--- DATASET EXTRACT ---
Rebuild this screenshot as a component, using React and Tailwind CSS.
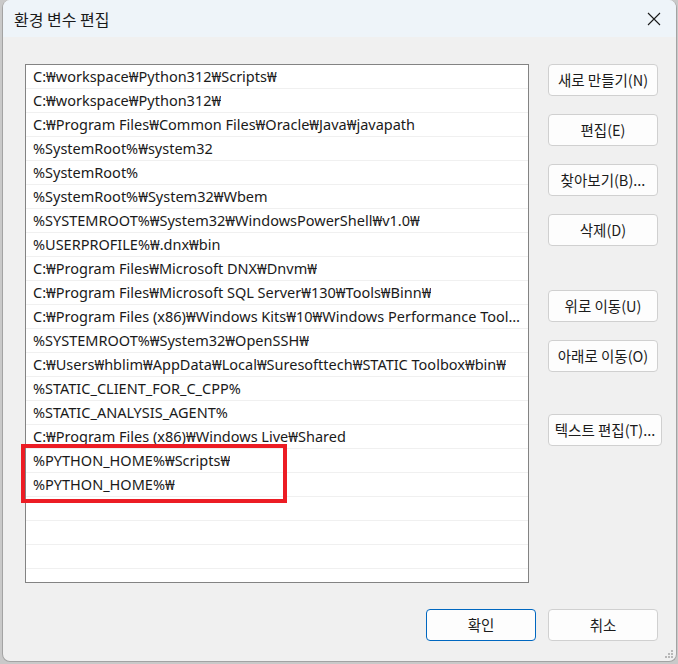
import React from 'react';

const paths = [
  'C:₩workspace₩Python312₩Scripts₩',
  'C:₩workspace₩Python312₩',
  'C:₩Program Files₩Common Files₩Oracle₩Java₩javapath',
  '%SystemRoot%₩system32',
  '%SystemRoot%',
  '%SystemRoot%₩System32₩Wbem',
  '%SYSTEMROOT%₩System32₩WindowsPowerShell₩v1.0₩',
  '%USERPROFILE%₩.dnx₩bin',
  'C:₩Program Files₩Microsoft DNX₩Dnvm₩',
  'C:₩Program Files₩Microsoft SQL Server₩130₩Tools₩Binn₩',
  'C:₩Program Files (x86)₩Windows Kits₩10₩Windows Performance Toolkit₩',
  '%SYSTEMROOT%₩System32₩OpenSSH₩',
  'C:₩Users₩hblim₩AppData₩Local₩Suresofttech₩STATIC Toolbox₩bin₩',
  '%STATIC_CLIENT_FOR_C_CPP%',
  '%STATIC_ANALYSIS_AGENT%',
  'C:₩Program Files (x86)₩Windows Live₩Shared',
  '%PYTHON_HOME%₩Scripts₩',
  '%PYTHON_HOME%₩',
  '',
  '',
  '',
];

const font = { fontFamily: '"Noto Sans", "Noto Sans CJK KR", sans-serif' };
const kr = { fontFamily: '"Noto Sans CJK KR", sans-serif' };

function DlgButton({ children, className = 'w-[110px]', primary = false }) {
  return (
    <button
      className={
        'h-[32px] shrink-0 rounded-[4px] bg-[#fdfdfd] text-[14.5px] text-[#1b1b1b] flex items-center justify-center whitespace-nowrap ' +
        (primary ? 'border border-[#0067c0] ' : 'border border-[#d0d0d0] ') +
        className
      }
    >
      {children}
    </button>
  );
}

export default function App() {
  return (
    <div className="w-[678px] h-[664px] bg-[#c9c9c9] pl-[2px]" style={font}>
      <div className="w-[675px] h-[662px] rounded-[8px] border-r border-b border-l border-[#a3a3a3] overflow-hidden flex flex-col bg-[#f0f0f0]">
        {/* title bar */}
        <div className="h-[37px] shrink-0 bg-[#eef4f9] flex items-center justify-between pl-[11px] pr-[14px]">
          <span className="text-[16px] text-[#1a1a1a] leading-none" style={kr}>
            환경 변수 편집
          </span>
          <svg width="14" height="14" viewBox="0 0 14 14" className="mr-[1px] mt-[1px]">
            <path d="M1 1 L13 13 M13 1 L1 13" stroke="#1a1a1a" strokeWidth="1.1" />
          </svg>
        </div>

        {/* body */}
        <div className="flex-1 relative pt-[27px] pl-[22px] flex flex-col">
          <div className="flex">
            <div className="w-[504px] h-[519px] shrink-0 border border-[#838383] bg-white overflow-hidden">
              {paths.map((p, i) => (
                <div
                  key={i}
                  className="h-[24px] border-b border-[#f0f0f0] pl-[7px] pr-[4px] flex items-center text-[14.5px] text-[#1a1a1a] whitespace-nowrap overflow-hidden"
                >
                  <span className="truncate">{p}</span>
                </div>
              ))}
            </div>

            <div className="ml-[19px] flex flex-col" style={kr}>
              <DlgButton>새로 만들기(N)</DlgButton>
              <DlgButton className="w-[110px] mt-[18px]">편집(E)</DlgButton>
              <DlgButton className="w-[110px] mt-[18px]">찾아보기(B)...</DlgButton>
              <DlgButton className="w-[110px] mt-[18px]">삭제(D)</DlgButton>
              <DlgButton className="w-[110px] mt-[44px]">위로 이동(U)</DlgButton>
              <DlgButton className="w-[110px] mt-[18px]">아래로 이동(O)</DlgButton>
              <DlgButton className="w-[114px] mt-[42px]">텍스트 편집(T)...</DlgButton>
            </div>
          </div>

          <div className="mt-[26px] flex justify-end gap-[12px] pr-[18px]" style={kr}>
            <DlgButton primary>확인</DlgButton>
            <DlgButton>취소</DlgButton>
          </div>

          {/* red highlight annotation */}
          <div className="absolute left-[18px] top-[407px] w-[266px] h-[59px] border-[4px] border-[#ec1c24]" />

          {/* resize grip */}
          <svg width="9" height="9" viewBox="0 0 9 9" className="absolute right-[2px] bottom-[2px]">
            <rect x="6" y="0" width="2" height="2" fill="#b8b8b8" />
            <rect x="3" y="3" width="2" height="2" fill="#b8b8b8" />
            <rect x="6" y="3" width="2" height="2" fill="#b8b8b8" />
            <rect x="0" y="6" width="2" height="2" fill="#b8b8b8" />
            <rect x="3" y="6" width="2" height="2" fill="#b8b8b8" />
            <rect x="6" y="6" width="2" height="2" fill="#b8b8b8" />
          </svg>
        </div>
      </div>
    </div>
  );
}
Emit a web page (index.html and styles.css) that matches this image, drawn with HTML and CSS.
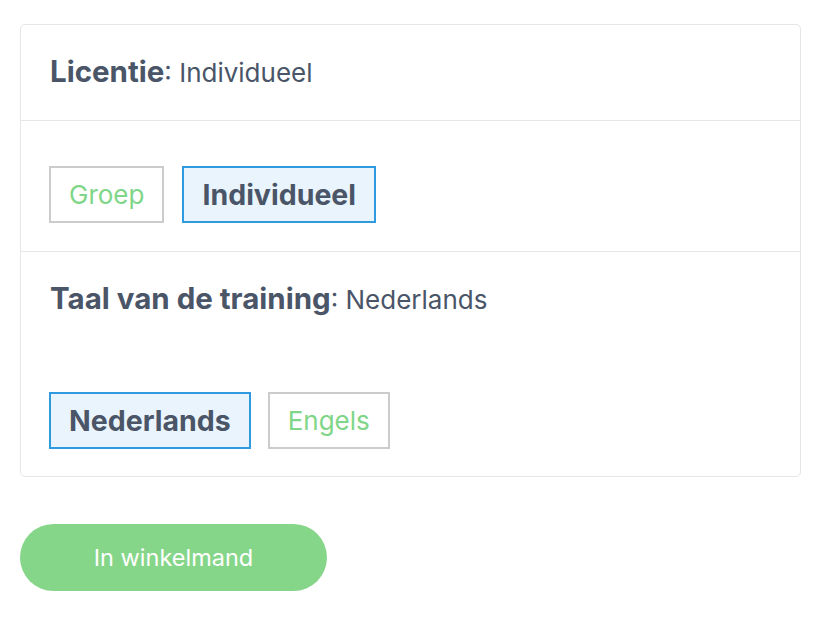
---
▸ EXERCISE REQUIREMENTS:
Print each record exactly as it stands, leaving the images out.

▸ COMPLETE ANSWER:
Rebuild this screenshot as a component, using React and Tailwind CSS.
import React from 'react';

const paths = [
  'C:₩workspace₩Python312₩Scripts₩',
  'C:₩workspace₩Python312₩',
  'C:₩Program Files₩Common Files₩Oracle₩Java₩javapath',
  '%SystemRoot%₩system32',
  '%SystemRoot%',
  '%SystemRoot%₩System32₩Wbem',
  '%SYSTEMROOT%₩System32₩WindowsPowerShell₩v1.0₩',
  '%USERPROFILE%₩.dnx₩bin',
  'C:₩Program Files₩Microsoft DNX₩Dnvm₩',
  'C:₩Program Files₩Microsoft SQL Server₩130₩Tools₩Binn₩',
  'C:₩Program Files (x86)₩Windows Kits₩10₩Windows Performance Toolkit₩',
  '%SYSTEMROOT%₩System32₩OpenSSH₩',
  'C:₩Users₩hblim₩AppData₩Local₩Suresofttech₩STATIC Toolbox₩bin₩',
  '%STATIC_CLIENT_FOR_C_CPP%',
  '%STATIC_ANALYSIS_AGENT%',
  'C:₩Program Files (x86)₩Windows Live₩Shared',
  '%PYTHON_HOME%₩Scripts₩',
  '%PYTHON_HOME%₩',
  '',
  '',
  '',
];

const font = { fontFamily: '"Noto Sans", "Noto Sans CJK KR", sans-serif' };
const kr = { fontFamily: '"Noto Sans CJK KR", sans-serif' };

function DlgButton({ children, className = 'w-[110px]', primary = false }) {
  return (
    <button
      className={
        'h-[32px] shrink-0 rounded-[4px] bg-[#fdfdfd] text-[14.5px] text-[#1b1b1b] flex items-center justify-center whitespace-nowrap ' +
        (primary ? 'border border-[#0067c0] ' : 'border border-[#d0d0d0] ') +
        className
      }
    >
      {children}
    </button>
  );
}

export default function App() {
  return (
    <div className="w-[678px] h-[664px] bg-[#c9c9c9] pl-[2px]" style={font}>
      <div className="w-[675px] h-[662px] rounded-[8px] border-r border-b border-l border-[#a3a3a3] overflow-hidden flex flex-col bg-[#f0f0f0]">
        {/* title bar */}
        <div className="h-[37px] shrink-0 bg-[#eef4f9] flex items-center justify-between pl-[11px] pr-[14px]">
          <span className="text-[16px] text-[#1a1a1a] leading-none" style={kr}>
            환경 변수 편집
          </span>
          <svg width="14" height="14" viewBox="0 0 14 14" className="mr-[1px] mt-[1px]">
            <path d="M1 1 L13 13 M13 1 L1 13" stroke="#1a1a1a" strokeWidth="1.1" />
          </svg>
        </div>

        {/* body */}
        <div className="flex-1 relative pt-[27px] pl-[22px] flex flex-col">
          <div className="flex">
            <div className="w-[504px] h-[519px] shrink-0 border border-[#838383] bg-white overflow-hidden">
              {paths.map((p, i) => (
                <div
                  key={i}
                  className="h-[24px] border-b border-[#f0f0f0] pl-[7px] pr-[4px] flex items-center text-[14.5px] text-[#1a1a1a] whitespace-nowrap overflow-hidden"
                >
                  <span className="truncate">{p}</span>
                </div>
              ))}
            </div>

            <div className="ml-[19px] flex flex-col" style={kr}>
              <DlgButton>새로 만들기(N)</DlgButton>
              <DlgButton className="w-[110px] mt-[18px]">편집(E)</DlgButton>
              <DlgButton className="w-[110px] mt-[18px]">찾아보기(B)...</DlgButton>
              <DlgButton className="w-[110px] mt-[18px]">삭제(D)</DlgButton>
              <DlgButton className="w-[110px] mt-[44px]">위로 이동(U)</DlgButton>
              <DlgButton className="w-[110px] mt-[18px]">아래로 이동(O)</DlgButton>
              <DlgButton className="w-[114px] mt-[42px]">텍스트 편집(T)...</DlgButton>
            </div>
          </div>

          <div className="mt-[26px] flex justify-end gap-[12px] pr-[18px]" style={kr}>
            <DlgButton primary>확인</DlgButton>
            <DlgButton>취소</DlgButton>
          </div>

          {/* red highlight annotation */}
          <div className="absolute left-[18px] top-[407px] w-[266px] h-[59px] border-[4px] border-[#ec1c24]" />

          {/* resize grip */}
          <svg width="9" height="9" viewBox="0 0 9 9" className="absolute right-[2px] bottom-[2px]">
            <rect x="6" y="0" width="2" height="2" fill="#b8b8b8" />
            <rect x="3" y="3" width="2" height="2" fill="#b8b8b8" />
            <rect x="6" y="3" width="2" height="2" fill="#b8b8b8" />
            <rect x="0" y="6" width="2" height="2" fill="#b8b8b8" />
            <rect x="3" y="6" width="2" height="2" fill="#b8b8b8" />
            <rect x="6" y="6" width="2" height="2" fill="#b8b8b8" />
          </svg>
        </div>
      </div>
    </div>
  );
}
Emit a web page (index.html and styles.css) that matches this image, drawn with HTML and CSS.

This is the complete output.